Jakarta, 15 November 2024 – Universitas Paramadina menggelar diskusi publik bertajuk “Hubungan Politik dan Ekonomi Indonesia-China” yang menghadirkan dua pakar terkemuka untuk membedah isu strategis dalam hubungan kedua negara. Acara ini diadakan di kampus Universitas Paramadina dan dihadiri oleh akademisi, mahasiswa, serta berbagai pemangku kepentingan yang tertarik dengan dinamika hubungan bilateral Indonesia-China.
Diskusi dibuka oleh Rektor Universitas Paramadina, Prof. Didik J. Rachbini, yang menyoroti pentingnya dialog kritis dalam memahami tantangan hubungan internasional, khususnya dengan China. Acara ini dimoderatori oleh Emil Radhiansyah, M.Si, dan menghadirkan dua narasumber utama, yakni Prof. Hikmahanto Juwana, Guru Besar Hukum Internasional Universitas Indonesia, dan Dr. Peni Hanggarini, dosen Universitas Paramadina.
Dalam pemaparannya, Prof. Hikmahanto Juwana membahas secara rinci klaim kontroversial Nine-Dash Line yang diajukan oleh China. Ia menjelaskan bahwa klaim tersebut tidak memiliki dasar hukum internasional dan bertentangan dengan UNCLOS. Ia menegaskan bahwa Indonesia tidak pernah mengakui Nine-Dash Line, yang sering digunakan China untuk memperluas pengaruhnya di Laut Natuna Utara.
“Indonesia tidak boleh mengabaikan ancaman ini. Wilayah kita di Laut Natuna Utara, termasuk zona ekonomi eksklusif, adalah hak kedaulatan yang tidak bisa diganggu gugat,” ujar Hikmahanto. Ia juga menyoroti joint statement yang baru-baru ini ditandatangani oleh Presiden Prabowo Subianto dan Presiden Xi Jinping. Meskipun dokumen tersebut bukan instrumen hukum, menurutnya, China dapat memanfaatkan pernyataan tersebut untuk memperkuat klaim internasional mereka terhadap Laut Natuna.
Hikmahanto mengingatkan bahwa langkah China ini bukan pertama kalinya. Pemerintah sebelumnya, termasuk di bawah Presiden Jokowi, telah mengambil sikap tegas, seperti pada 2016 dan 2020, ketika terjadi provokasi serupa. Ia juga menekankan bahwa pemerintah Indonesia, khususnya Kementerian Luar Negeri, harus lebih berhati-hati dalam menyusun dokumen diplomatik agar tidak membuka peluang bagi China untuk memanfaatkan kelemahan tersebut.

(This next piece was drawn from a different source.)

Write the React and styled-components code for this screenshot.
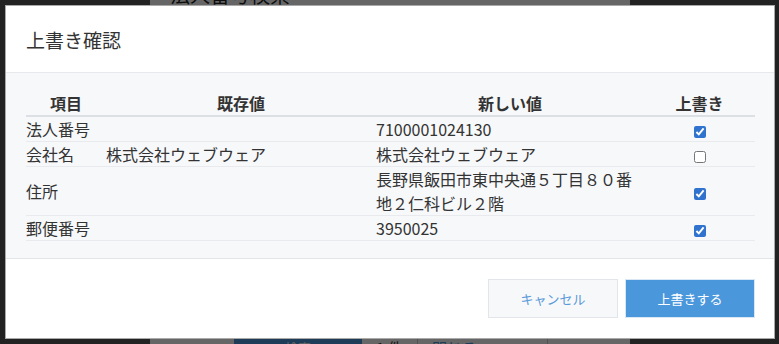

Sementara itu, Dr. Peni Hanggarini menggarisbawahi pentingnya menjaga keseimbangan dalam hubungan diplomatik dengan China. Menurutnya, diplomasi internasional harus selalu berorientasi pada kepentingan nasional dan tidak hanya berfokus pada aspek ekonomi. Ia mempertanyakan apakah hubungan Indonesia-China saat ini sudah mencerminkan kesetaraan atau masih didominasi oleh posisi China yang lebih kuat.
“China memang mitra dagang dan investor besar bagi Indonesia, tetapi hubungan ini harus berjalan secara setara. Diplomasi harus mengutamakan keuntungan bersama tanpa mengorbankan kedaulatan atau kepentingan nasional,” ujar Dr. Peni. Ia juga menyoroti pentingnya strategi diplomasi yang lebih efektif untuk memastikan Indonesia mendapatkan manfaat optimal dari kerja sama ekonomi dengan China.
Selain isu diplomasi, diskusi ini juga menyoroti dampak ekonomi dari hubungan kedua negara. China adalah investor terbesar kedua di Indonesia setelah Singapura, dan nilai investasi mencapai Rp157 triliun. Namun, meskipun investasi ini penting, para pembicara menekankan bahwa Indonesia harus berhati-hati agar tidak terlalu bergantung pada China, terutama dalam sektor-sektor strategis.
Acara ini ditutup dengan seruan untuk meningkatkan kewaspadaan dan strategi dalam menghadapi hubungan bilateral dengan China. Universitas Paramadina berharap diskusi ini dapat memberikan masukan konstruktif bagi pemerintah dalam merumuskan kebijakan yang melindungi kedaulatan nasional sekaligus mengoptimalkan manfaat ekonomi. “Keseimbangan antara kedaulatan dan kerja sama ekonomi harus menjadi prioritas utama,” pungkas moderator Emil Radhiansyah.